Aberdeen Report Highlights Impact Of Mobility On Sales Enablement
- Published in Social & Mobile
Most B2B organizations already know that mobile technology can have a significant impact on sales enablement. According to a recent Aberdeen Research study, however, mobility now plays a critical role in separating best-in-class field sales teams from their competitors.
The Aberdeen study – Sales Mobility: How Best-in-Class Remote Sellers Are Replacing "See" With "Do" – found that 40% of the best-in-class (BIC) companies surveyed said their sales reps regularly use mobile devices during client meetings. As a result, these reps are able to support their client-engagement activities with real-time access to the web and to corporate data.
Best-In-Class Firms Embrace Mobile CRM, Remote-Data Access
Aberdeen Research conducted the study to identify emerging best practices for managing mobile sales effectiveness and to provide a framework by which readers can assess their own mobility strategies. The term “sales mobility” in the report refers to organizational support of sales and/or account management professionals whose work involves out-of-office activity.

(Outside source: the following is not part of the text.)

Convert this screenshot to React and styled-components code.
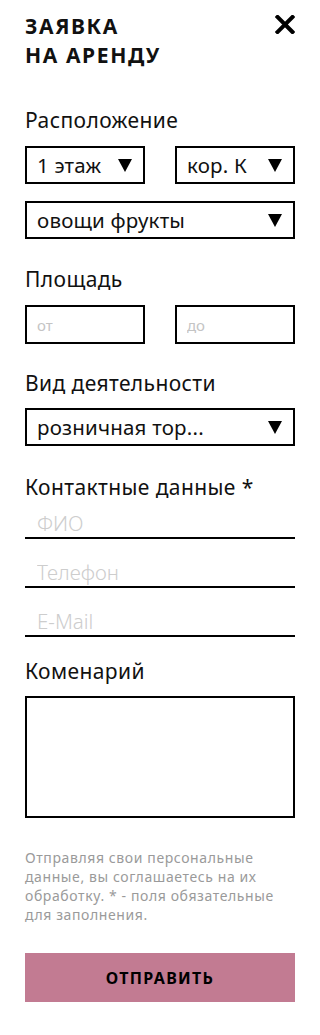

The study identified some other common characteristics that distinguish mobile sales enablement at BIC firms:
- 89% enable synchronization of calendars, contacts, events and/or tasks;
- 74% remotely view and modify key CRM sales information such as accounts, contacts, leads, opportunities and forecast;
- 65% use instant messaging or chat on mobile devices.
Not surprisingly, the Aberdeen Study found that an overwhelming majority of all field sales organizations (88%) equip their reps with company-issued laptops, netbooks or tablets. About 68% of these companies also issue sales reps with mobile phones, and 67% have created web portals for remote access to data and applications.
According to the report's author, Aberdeen VP and Principal Analyst Peter Ostrow, the trend towards equipping sales reps with a greater variety of mobile tools and applications will have important productivity benefits.
“The opportunity to utilize both PC-like and phone-ish tools created even more ways for ‘road warriors’ to use the technologies they most prefer, to get their job done efficiently,” Ostrow stated in the report.
Competitive Pressures Drive Sales-Mobility Initiatives
At the same time, however, the report identifies a number of areas where BIC companies are using sales mobility to gain a competitive advantage. Half of the best-in-class companies surveyed said that providing access to sales collateral and other key data sources – at any time and from any location – was critical to supporting their field sales activities.
“The most popular desire, deploying mobile applications in support of sales activities, speaks to the enterprise’s recognition of the need to retain all the crucial elements of the sales cycle,” Ostrow stated in the report. “This includes prospecting, proposing, closing and delivering business value to customers without a concern for physical location limitations.”
In addition, 45% of these companies said they enable their sales reps to input/access customer or account data from any device when on-site with a prospect or customer, and 39% deploy mobile apps that support sales processes.
According to the study, companies that engage in these types sales-mobility activities see significant productivity gains: 76% of these firms reported attaining their team sales quotas, while just 53% of companies without a sales mobility strategy reported attaining their quotas. These mobile-enabled firms also reported higher customer retention rates and more accurate sales forecasts than their competitors.
The Aberdeen study also identified the key business pressures that lead sellers to adopt mobile selling protocols. First, the study noted that more than two-thirds of all respondents said growing demands from customers are driving their mobile strategies. Other firms cite increased competition, expansion into new geographic regions and economic pressures as reasons to adopt more aggressive mobile-selling strategies.
Sales Mobility Adds Managerial Skills
While training and education is clearly an important part of any sales enablement strategy, most of the best-in-class companies surveyed are careful not to cross the line into micro-management: Just 5% say that remote monitoring of sales reps or account managers is a priority.
“Sales managers don’t aggressively use sales mobility to spy on their staff or track their GPS movements,” stated the report.
Besides respecting the professionalism of their field sales reps, part of this reluctance to monitor sales reps too closely may be due to a lack of dynamic sales-coaching tools that are effective in the field. "As far as coaching goes," Ostrow concluded, "while static sales training content was seen as a strong BIC trend, dynamic sales coaching may not yet be ready for the current state of devices and applications in use.”